-- Start Recorded data --
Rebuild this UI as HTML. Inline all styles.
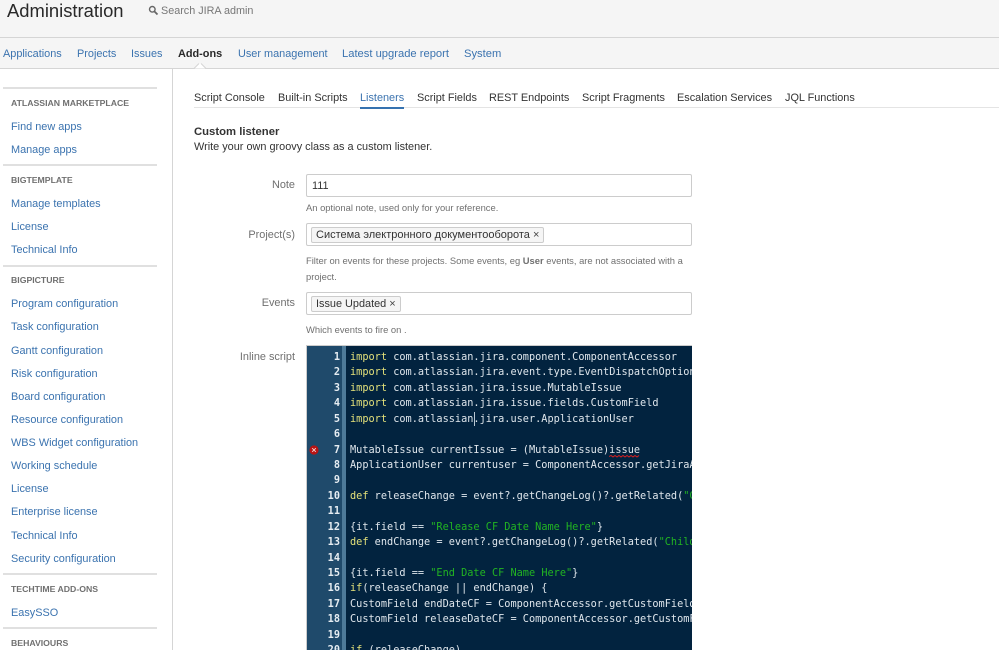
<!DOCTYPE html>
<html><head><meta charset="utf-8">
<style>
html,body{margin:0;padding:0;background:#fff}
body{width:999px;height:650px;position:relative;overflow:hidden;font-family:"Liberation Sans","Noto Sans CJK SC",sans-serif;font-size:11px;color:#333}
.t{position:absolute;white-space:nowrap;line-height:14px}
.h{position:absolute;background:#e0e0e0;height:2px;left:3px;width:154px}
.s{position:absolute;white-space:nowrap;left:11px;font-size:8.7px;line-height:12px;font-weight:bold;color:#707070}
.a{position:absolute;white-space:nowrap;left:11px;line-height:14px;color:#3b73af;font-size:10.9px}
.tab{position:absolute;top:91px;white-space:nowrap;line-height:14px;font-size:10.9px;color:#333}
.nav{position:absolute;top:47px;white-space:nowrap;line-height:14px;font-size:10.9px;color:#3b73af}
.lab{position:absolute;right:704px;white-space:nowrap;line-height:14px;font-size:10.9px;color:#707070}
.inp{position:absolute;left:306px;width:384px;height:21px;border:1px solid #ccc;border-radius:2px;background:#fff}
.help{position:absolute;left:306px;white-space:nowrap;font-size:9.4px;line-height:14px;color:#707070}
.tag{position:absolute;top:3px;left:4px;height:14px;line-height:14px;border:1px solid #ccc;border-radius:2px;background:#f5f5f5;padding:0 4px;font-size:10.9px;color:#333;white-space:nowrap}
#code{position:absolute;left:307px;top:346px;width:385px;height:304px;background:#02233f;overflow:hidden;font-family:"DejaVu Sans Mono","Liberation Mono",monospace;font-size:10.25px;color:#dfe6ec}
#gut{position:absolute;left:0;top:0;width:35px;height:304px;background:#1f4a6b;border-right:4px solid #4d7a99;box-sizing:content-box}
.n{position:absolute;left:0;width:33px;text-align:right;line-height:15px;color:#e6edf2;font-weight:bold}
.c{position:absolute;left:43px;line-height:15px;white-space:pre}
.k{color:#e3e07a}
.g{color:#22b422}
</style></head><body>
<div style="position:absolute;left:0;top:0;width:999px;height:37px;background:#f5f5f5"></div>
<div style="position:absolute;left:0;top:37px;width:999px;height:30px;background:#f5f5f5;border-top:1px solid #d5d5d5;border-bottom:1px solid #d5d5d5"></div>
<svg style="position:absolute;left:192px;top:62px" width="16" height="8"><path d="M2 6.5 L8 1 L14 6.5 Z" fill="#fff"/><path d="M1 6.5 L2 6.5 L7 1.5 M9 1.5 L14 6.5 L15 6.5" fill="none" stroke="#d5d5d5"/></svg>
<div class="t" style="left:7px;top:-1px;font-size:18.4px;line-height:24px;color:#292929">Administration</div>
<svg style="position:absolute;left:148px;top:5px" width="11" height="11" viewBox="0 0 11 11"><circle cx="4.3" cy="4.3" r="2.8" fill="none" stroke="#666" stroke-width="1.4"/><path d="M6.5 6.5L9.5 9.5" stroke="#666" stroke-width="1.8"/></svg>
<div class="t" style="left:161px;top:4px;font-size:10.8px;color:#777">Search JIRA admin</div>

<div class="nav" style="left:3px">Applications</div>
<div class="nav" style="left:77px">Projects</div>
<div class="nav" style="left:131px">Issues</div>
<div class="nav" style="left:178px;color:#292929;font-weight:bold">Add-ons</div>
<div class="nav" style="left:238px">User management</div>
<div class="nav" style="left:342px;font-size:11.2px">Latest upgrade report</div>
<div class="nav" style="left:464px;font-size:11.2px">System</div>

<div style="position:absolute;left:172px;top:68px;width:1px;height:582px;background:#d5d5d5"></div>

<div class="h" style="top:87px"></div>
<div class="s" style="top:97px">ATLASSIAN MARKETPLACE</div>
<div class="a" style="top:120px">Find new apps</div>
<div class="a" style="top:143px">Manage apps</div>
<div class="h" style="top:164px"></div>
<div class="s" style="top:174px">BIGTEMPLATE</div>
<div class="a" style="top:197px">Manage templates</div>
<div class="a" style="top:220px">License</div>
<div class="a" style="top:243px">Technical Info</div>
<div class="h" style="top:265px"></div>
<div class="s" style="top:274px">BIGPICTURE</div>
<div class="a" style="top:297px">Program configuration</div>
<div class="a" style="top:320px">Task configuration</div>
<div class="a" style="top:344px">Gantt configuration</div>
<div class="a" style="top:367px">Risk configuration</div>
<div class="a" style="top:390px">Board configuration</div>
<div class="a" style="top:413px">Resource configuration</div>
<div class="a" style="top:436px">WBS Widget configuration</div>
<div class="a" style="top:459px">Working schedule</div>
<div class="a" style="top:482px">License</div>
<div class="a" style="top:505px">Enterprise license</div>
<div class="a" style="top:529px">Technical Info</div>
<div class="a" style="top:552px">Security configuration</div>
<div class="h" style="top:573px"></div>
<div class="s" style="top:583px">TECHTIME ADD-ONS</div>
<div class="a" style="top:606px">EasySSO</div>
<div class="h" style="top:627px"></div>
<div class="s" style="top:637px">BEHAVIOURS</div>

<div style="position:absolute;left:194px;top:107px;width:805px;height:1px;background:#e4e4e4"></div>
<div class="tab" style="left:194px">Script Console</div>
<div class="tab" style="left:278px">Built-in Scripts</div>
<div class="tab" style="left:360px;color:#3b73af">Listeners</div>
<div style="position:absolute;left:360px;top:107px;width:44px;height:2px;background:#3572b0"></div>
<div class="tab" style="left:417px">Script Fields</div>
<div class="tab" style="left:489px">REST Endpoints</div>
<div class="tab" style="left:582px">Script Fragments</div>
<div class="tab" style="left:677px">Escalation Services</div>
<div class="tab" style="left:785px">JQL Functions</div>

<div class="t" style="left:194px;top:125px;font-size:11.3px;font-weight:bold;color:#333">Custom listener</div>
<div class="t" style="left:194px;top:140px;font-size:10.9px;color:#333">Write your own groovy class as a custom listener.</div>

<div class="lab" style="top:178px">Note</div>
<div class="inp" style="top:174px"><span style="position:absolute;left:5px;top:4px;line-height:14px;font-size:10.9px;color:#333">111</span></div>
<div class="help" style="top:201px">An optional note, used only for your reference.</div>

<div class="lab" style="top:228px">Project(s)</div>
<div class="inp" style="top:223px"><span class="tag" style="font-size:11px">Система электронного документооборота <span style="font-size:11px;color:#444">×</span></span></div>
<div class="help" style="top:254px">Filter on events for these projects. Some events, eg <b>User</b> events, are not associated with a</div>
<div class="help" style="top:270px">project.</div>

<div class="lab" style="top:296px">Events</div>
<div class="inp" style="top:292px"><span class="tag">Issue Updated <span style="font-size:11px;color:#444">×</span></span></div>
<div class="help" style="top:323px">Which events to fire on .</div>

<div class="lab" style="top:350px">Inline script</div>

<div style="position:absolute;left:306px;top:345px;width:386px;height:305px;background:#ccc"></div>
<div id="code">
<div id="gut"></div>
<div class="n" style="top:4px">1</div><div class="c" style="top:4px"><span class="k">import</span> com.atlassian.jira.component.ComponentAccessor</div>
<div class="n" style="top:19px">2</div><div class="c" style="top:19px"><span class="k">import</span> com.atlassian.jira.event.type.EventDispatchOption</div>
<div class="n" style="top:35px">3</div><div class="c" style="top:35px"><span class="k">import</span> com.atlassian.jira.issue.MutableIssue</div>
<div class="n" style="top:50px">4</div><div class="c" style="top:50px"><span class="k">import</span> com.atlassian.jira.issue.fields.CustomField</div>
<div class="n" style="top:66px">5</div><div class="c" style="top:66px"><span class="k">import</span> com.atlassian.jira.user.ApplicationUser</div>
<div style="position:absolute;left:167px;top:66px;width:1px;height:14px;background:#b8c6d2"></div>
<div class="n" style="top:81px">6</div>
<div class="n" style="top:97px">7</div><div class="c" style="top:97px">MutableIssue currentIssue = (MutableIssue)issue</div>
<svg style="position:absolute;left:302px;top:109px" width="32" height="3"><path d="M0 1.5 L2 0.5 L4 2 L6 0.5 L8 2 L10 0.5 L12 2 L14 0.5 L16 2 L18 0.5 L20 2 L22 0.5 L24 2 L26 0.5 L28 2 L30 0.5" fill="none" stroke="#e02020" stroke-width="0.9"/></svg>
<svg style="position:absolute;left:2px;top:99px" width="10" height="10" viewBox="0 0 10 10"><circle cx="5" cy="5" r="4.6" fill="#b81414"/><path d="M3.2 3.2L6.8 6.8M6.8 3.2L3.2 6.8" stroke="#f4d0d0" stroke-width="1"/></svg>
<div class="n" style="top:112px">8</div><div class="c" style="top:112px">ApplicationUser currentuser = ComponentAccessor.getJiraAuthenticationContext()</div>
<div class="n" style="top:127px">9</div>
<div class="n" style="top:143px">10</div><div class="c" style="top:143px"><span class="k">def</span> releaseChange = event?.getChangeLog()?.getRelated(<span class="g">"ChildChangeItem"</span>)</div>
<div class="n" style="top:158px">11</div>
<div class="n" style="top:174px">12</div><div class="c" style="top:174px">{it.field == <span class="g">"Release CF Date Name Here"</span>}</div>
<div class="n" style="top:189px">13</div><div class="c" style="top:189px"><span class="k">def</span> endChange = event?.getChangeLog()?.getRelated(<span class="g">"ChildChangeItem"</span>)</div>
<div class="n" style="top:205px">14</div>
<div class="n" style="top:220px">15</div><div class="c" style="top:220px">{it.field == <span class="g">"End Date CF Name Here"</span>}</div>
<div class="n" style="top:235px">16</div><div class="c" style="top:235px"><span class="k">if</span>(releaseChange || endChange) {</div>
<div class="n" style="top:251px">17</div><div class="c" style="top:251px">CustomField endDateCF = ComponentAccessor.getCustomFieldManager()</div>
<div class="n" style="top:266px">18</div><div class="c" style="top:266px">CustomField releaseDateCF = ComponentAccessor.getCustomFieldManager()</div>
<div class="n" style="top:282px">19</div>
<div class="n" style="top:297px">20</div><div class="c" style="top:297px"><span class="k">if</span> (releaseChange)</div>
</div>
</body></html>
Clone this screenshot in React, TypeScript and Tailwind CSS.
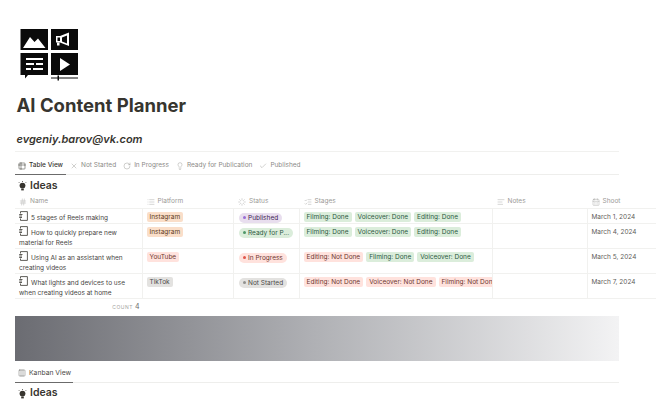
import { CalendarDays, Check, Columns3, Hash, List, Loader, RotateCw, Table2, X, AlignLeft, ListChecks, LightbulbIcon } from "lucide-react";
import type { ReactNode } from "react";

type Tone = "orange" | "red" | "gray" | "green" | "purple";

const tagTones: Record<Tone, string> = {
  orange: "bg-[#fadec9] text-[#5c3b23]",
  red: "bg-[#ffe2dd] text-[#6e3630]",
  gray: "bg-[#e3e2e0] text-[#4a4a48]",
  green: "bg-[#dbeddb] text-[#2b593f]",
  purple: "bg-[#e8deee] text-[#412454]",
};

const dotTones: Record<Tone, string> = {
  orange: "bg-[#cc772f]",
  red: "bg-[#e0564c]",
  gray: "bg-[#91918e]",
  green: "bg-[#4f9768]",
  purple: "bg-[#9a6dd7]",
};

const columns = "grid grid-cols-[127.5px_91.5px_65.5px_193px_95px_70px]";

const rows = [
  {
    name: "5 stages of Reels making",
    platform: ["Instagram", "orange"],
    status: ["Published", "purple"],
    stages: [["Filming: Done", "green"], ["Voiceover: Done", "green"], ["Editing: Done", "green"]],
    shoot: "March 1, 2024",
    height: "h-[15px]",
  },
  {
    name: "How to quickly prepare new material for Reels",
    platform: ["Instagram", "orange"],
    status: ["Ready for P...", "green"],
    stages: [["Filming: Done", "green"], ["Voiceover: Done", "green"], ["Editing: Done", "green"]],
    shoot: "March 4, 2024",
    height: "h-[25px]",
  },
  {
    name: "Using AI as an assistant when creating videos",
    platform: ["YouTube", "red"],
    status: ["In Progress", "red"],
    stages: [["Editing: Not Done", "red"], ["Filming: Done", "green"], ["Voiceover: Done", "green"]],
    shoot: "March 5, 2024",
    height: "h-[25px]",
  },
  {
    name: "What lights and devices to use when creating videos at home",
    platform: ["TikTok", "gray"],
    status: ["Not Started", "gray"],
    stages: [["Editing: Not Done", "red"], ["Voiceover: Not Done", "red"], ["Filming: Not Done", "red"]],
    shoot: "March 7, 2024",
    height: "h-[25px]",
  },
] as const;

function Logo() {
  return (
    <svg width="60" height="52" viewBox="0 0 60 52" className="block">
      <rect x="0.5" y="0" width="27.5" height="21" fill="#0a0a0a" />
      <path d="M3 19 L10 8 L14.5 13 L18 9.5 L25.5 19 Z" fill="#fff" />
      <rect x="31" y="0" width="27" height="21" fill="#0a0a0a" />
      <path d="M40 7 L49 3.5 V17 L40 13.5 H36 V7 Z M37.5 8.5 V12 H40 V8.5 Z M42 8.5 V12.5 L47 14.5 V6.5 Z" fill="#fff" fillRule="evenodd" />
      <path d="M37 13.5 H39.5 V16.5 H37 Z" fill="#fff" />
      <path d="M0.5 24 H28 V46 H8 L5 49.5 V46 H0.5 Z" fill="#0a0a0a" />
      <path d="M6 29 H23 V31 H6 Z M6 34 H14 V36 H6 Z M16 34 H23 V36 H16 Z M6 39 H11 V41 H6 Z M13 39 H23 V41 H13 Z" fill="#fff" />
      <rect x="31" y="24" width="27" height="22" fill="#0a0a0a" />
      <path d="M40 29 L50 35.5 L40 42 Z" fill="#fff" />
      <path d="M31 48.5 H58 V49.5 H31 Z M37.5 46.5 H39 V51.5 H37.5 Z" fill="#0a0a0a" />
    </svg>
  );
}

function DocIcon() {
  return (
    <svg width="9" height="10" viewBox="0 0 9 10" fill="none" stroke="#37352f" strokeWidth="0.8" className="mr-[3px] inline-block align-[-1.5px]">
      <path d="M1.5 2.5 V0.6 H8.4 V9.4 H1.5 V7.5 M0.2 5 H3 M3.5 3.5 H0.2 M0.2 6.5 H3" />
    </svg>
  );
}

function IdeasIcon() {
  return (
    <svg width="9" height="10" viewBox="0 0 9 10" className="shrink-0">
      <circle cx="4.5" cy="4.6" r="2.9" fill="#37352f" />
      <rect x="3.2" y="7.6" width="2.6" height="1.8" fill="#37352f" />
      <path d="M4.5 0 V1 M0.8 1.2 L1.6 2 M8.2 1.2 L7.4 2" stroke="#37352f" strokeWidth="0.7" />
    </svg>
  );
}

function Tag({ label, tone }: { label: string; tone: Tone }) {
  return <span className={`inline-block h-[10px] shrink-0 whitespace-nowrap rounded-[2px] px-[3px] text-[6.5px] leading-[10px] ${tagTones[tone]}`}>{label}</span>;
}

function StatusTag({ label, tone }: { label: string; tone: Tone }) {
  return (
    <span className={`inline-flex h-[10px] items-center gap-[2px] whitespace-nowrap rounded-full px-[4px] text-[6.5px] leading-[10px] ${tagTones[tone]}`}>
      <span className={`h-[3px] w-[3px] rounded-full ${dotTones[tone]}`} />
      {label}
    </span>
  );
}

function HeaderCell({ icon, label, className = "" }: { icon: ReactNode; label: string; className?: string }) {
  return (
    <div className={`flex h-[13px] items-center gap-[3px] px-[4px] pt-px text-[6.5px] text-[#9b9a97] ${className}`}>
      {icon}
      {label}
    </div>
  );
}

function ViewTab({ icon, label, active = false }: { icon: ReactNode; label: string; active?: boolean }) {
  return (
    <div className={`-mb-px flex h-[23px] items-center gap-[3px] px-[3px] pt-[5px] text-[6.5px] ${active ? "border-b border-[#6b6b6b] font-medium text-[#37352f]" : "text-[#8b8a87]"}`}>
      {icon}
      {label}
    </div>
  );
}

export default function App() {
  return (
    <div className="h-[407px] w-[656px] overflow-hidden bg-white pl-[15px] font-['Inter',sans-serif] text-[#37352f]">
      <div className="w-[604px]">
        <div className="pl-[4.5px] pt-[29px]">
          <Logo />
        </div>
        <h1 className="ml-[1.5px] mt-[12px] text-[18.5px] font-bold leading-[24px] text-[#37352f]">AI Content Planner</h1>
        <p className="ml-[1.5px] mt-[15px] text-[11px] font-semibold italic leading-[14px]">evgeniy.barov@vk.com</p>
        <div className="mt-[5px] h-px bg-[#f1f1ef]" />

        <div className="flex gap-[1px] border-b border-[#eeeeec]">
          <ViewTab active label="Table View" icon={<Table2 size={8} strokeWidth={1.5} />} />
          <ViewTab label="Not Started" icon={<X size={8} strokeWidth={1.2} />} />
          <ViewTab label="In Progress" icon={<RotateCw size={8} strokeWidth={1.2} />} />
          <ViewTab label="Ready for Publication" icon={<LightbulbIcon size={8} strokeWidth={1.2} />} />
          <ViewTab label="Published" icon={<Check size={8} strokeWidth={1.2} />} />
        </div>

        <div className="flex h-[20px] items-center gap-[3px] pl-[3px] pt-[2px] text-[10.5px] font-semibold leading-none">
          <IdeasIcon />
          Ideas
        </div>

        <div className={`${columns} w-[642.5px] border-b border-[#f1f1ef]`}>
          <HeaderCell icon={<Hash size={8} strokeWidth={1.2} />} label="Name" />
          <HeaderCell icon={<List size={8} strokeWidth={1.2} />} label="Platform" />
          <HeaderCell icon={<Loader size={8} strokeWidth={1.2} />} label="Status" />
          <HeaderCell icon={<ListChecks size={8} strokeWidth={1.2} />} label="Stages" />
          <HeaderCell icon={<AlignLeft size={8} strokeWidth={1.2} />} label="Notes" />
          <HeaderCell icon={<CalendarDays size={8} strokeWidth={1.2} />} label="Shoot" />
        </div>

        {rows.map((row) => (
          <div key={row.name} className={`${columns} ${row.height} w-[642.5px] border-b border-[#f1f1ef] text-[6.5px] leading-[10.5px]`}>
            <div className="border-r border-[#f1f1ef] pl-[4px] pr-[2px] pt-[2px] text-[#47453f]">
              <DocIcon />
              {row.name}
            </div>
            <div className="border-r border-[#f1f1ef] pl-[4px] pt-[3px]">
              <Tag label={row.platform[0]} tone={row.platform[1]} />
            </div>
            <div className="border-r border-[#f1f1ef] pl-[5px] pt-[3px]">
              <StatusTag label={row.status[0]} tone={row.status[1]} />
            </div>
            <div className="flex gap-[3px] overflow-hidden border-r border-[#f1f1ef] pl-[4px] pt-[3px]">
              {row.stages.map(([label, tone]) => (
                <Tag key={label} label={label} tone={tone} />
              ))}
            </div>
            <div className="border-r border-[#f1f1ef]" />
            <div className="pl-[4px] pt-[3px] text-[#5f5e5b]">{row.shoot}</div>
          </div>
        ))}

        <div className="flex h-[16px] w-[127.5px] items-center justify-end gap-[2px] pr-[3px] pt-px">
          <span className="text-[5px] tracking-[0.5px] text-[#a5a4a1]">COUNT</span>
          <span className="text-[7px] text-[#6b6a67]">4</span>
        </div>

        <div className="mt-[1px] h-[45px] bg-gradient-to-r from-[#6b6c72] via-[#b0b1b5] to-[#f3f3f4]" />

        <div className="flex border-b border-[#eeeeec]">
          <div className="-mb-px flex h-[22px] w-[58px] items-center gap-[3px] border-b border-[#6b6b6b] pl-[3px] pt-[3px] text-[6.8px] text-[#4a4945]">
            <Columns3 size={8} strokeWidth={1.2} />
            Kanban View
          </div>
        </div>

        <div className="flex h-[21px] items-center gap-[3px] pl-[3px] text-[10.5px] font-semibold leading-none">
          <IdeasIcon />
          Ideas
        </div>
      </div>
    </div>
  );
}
-- End Recorded data --
§ **Challenge**
Look through the entries above and list every line containing "this".

§ **Response to the task**
Rebuild this UI as HTML. Inline all styles.
Clone this screenshot in React, TypeScript and Tailwind CSS.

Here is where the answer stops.